Shabason, Krgovich, Sage - Shabason, Krgovich, Sage
Joseph Shabason, Matthew Sage e Nicholas Krgovich formam um triângulo dourado. Três personalidades em perfeita harmonia a desenhar camadas de som para as histórias vocalizadas pelo primeiro soltarem pesos com ironia e muita bibliografia pop como na vénia a Coolio em Patti.
Jane Weaver - Love In Constant Spectacle
A psicadelia faz par com a canção indie romântica e o romance é sólido. Em Love In Constant Spectacle, Jane Weaver é piloto e contadora de histórias. O álbum mais pessoal da sua expedição continua a acumular milhas espaciais.
Alina Bzhezhinska and Tony Kofi - Altera Vita
A perícia do saxofone tenor do conceituado Tony Kofi com a magia da harpa de Alina Bzhezhinska, seguidos por uma percussão no tempo e modo certos. Em Altera Vita, cada segundo de som é criterioso, sensível e bem tratado.
Memorials - Centre Pompidou EP
No início deste ano, o Centro George Pompidou, em Paris, convidou os Memorial a musicar uma obra à sua escolha. A escolha de Verity Susman (Electrelane, Vera November) e Matthew Simms (Wire, Better Corners, It Hugs Back, UUUU) para sobre a instalação Precious Liquids de Louise Bourgeois. A deambulação transporta-nos directamente para as paredes do museu.
OM Unit - Fragments EP
A mestria de OM Unit é inesgotável. Fragments explora a cultura de diferentes formas com saber, inventividade e a marca profunda da subcultura de Bristol deixada em Jim Coles.

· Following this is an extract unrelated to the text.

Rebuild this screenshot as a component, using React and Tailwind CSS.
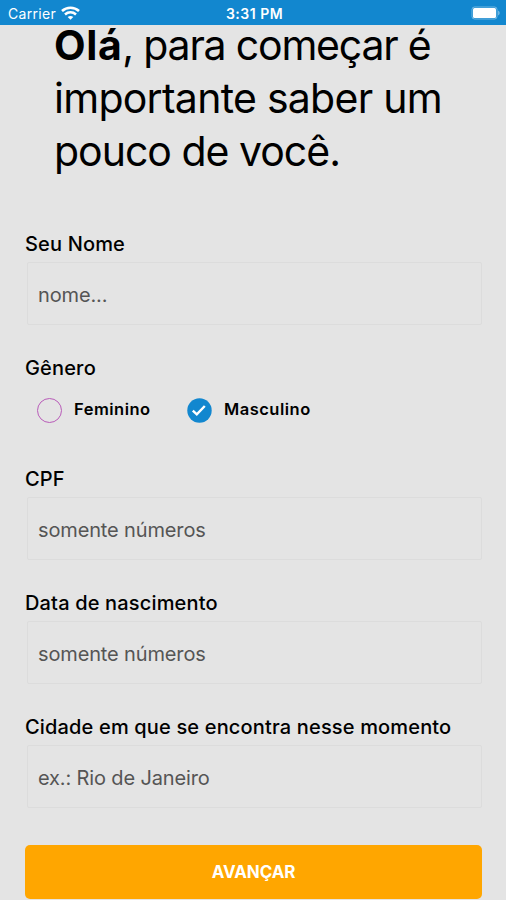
import { useState } from "react";

const genders = ["Feminino", "Masculino"];

function StatusBar() {
  return (
    <header className="relative z-10 flex h-[25px] shrink-0 items-center justify-between bg-[#1287cf] pl-2 pr-[5px] text-white">
      <div className="flex flex-1 items-center gap-[5px]">
        <span className="pt-[2px] text-[14px] leading-none tracking-[0.3px]">Carrier</span>
        <svg width="19" height="14" viewBox="0 0 19 14" fill="none" stroke="currentColor" strokeWidth="2.6">
          <path d="M1 5C5.8.6 13.2.6 18 5" />
          <path d="M4 8.4c3.2-2.8 7.8-2.8 11 0" />
          <path d="M6.7 11c1.7-1.5 3.9-1.5 5.6 0L9.5 13.8z" fill="currentColor" stroke="none" />
        </svg>
      </div>
      <span className="pt-[2px] text-[14px] font-semibold leading-none tracking-[0.5px]">3:31 PM</span>
      <div className="flex flex-1 justify-end">
        <svg width="31" height="14" viewBox="0 0 31 14" fill="none">
          <rect x="2" y="1" width="25" height="12" rx="2.5" stroke="currentColor" strokeOpacity="0.4" />
          <rect x="3" y="2" width="23" height="10" rx="1.5" fill="currentColor" />
          <path d="M28 4.5c2.3.8 2.3 4.2 0 5z" fill="currentColor" fillOpacity="0.4" />
        </svg>
      </div>
    </header>
  );
}

function Field({ label, placeholder }) {
  return (
    <label className="block">
      <span className="block h-[30px] text-[20px] font-medium leading-[24px] tracking-[0.16px]">{label}</span>
      <input
        placeholder={placeholder}
        className="ml-[2px] block h-[63px] w-[455px] rounded-[2px] border border-[#dcdcdc] bg-transparent px-[10px] pt-[3px] text-[20px] tracking-[-0.14px] text-[#555] outline-none placeholder:text-[#555]"
      />
    </label>
  );
}

function App() {
  const [gender, setGender] = useState("Masculino");

  return (
    <div className="flex h-[900px] w-[506px] flex-col overflow-hidden bg-[#e4e4e4] font-['Inter',sans-serif] text-black">
      <StatusBar />
      <h1 className="-mt-[6px] pl-[54px] text-[41px] font-normal leading-[53px]">
        <span className="block tracking-[-1.2px]">
          <strong className="font-bold tracking-[0.6px]">Olá</strong>, para começar é
        </span>
        <span className="block tracking-[-0.73px]">importante saber um</span>
        <span className="block tracking-[-1px]">pouco de você.</span>
      </h1>
      <form className="mt-[54px] px-[25px]">
        <Field label="Seu Nome" placeholder="nome..." />
        <div className="mt-[31px] h-[80px]">
          <p className="text-[20px] font-medium leading-[24px] tracking-[0.16px]">Gênero</p>
          <div className="mt-[18px] flex">
            {genders.map((item) => (
              <button
                key={item}
                type="button"
                onClick={() => setGender(item)}
                className="ml-[12px] flex w-[138px] items-center gap-[12px] text-[16.5px] font-semibold leading-[26px] tracking-[0.5px]"
              >
                {gender === item ? (
                  <svg width="25" height="25" viewBox="0 0 25 25" fill="none" className="shrink-0">
                    <circle cx="12.5" cy="12.5" r="12.2" fill="#1287cf" />
                    <path d="m5.8 12.6 4 3.8 8-8.4" stroke="white" strokeWidth="2.4" />
                  </svg>
                ) : (
                  <span className="h-[25px] w-[25px] shrink-0 rounded-full border border-[#b95cb9]" />
                )}
                <span className="-mt-[4px]">{item}</span>
              </button>
            ))}
          </div>
        </div>
        <div className="mt-[31px] flex flex-col gap-[31px]">
          <Field label="CPF" placeholder="somente números" />
          <Field label="Data de nascimento" placeholder="somente números" />
          <Field label="Cidade em que se encontra nesse momento" placeholder="ex.: Rio de Janeiro" />
        </div>
        <button
          type="button"
          className="mt-[37px] h-[54px] w-[457px] rounded-[5px] bg-[#ffa600] pt-[2px] text-[17px] font-bold tracking-[-0.1px] text-white"
        >
          AVANÇAR
        </button>
      </form>
    </div>
  );
}

export default App;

DJ Krush & Toshinori Kondo - Ki Oku
Reedição do álbum de “trip-jazz” de 1996 do produtor DJ Krush com o trompetista Toshinori Kondo. O império pacífico inato à cultura nipónica não esconde passagens de agitação instrumental com um parêntesis chamado Sun Is Shining - esse mesmo, o boletim meteorológico de Bob Marley.
Petingas - Arroz Malandro
Receita deliciosa para a sociedade de João “Ka§par” Pires e Fabrizio “Terra Chã” Reinolds, resultante de anos de cumplicidades aos comandos da mesa de mistura, a trocar discos, referências, inspiraçōes e transpiraçōes. Está cá tudo, do deep house à Suave Lambada, com o sentido de humor de quem faz isto para curtir.
DJ Lynce - Live@Bola de Cristal
A 24 de abril do ano passado, DJ Lynce participava no evento Bola de Liberdade. Live@Bola de Cristal é o registo desse caldeirão de ácidos e breaks, editado com o selo da Príncipe.
Eccentric Soul: Consolidated Productions Vol. 1
Trinta anos de história da Consolidated Productions, um dos selos de música negra - maioritariamente soul - mais sólidos e duradouros. Eccentric Soul: Consolidated Productions Vol. 1 revisita a a história musical da companhia liderada por Mel Alexander, através de clássicos como Knock On Wood.
Resonance - Valediction
Valediction não é uma banda-sonora mas a intuição cinematográfica de Javier Pérez Rodríguez leva-a até ao caminho das estrelas. Uma fantasia láctea ressonante de Vangelis, Jean Michel-Jarre e Brian Eno.